Lame Duck Session passes reparations for discrimination without any evidence that discrimination occurred

Those getting compensation also don't even need to show that they applied for a loan and got turned down. Farmers who got loans or who never applied are eligible compensation. Nor is there any evidence that loans were given out at different rates to the different types of farmers.

The congressional approval of a whopping $4.6 billion settlement for black and Native American farmers who claimed they were discriminated against has cleared the way for a similar pair of costly lawsuits -- drawing complaints that the government may be buckling to pressure and rewarding dubious claims.

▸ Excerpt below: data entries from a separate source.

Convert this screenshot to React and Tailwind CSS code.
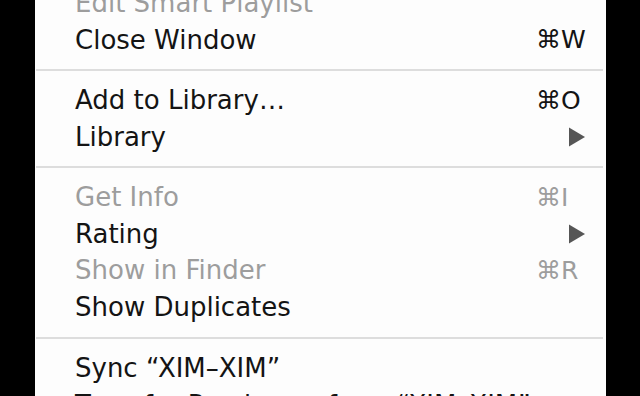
export default function App() {
  const row = (label, opts = {}) => {
    const { shortcut, submenu, disabled } = opts;
    return (
      <div
        className={`flex items-center h-[36.5px] pl-[40px] pr-[21px] ${
          disabled ? "text-[#9d9d9d]" : "text-[#141414]"
        }`}
      >
        <span className="flex-1 whitespace-nowrap">{label}</span>
        {shortcut && (
          <span className="w-[49px] shrink-0 whitespace-nowrap text-[25px]">{shortcut}</span>
        )}
        {submenu && (
          <svg viewBox="0 0 17 20" className="w-[17px] h-[20px] shrink-0">
            <path d="M1 0.5 L17 10 L1 19.5 Z" fill="#565656" />
          </svg>
        )}
      </div>
    );
  };

  const separator = () => (
    <div className="h-[24px] flex items-center pl-px pr-[3px]">
      <div className="h-[2px] w-full bg-[#dddddd]" />
    </div>
  );

  return (
    <div className="w-[640px] h-[396px] bg-black flex overflow-hidden">
      <div
        className="ml-[35px] w-[571px] h-full bg-[#fdfdfd] overflow-hidden text-[26px] leading-none"
        style={{ fontFamily: '"DejaVu Sans", "Lucida Grande", sans-serif' }}
      >
        <div className="-mt-[15px] flex flex-col">
          {row("Edit Smart Playlist", { disabled: true })}
          {row("Close Window", { shortcut: "⌘W" })}
          {separator()}
          {row("Add to Library…", { shortcut: "⌘O" })}
          {row("Library", { submenu: true })}
          {separator()}
          {row("Get Info", { shortcut: "⌘I", disabled: true })}
          {row("Rating", { submenu: true })}
          {row("Show in Finder", { shortcut: "⌘R", disabled: true })}
          {row("Show Duplicates")}
          <div className="h-[25px] flex flex-col pl-px pr-[3px] pt-[12px]">
            <div className="h-[2px] w-full bg-[#dddddd]" />
          </div>
          {row("Sync “XIM–XIM”")}
          {row("Transfer Purchases from “XIM–XIM”")}
        </div>
      </div>
    </div>
  );
}
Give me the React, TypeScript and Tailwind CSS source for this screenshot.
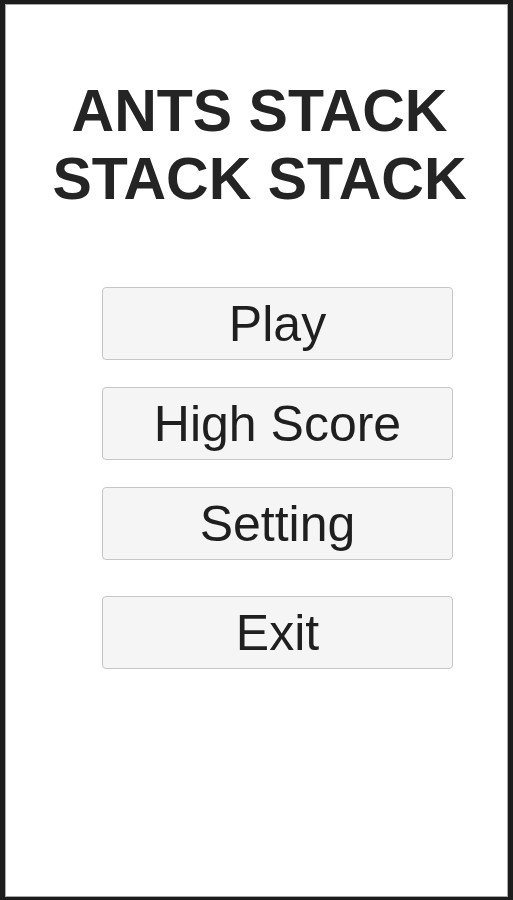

The so-called "Pigford" case involving black farmers who allege the Agriculture Department cheated them for decades drew to a close Tuesday when the House joined the Senate in approving the second settlement in the case to date. But the lawsuits don't end there. Though Pigford has attracted the most attention, a separate set of cases filed by Hispanic and female farmers has been working its way through the courts since shortly after Pigford was filed more than a decade ago.

Those cases are set for a hearing in federal District Court in the nation's capital on Friday, and once again a large pot of taxpayer money is on the line. The farmers were offered a $1.3 billion settlement back in May, but the plaintiffs have since then pushed for more. Some Democratic lawmakers argue they deserve it. . . .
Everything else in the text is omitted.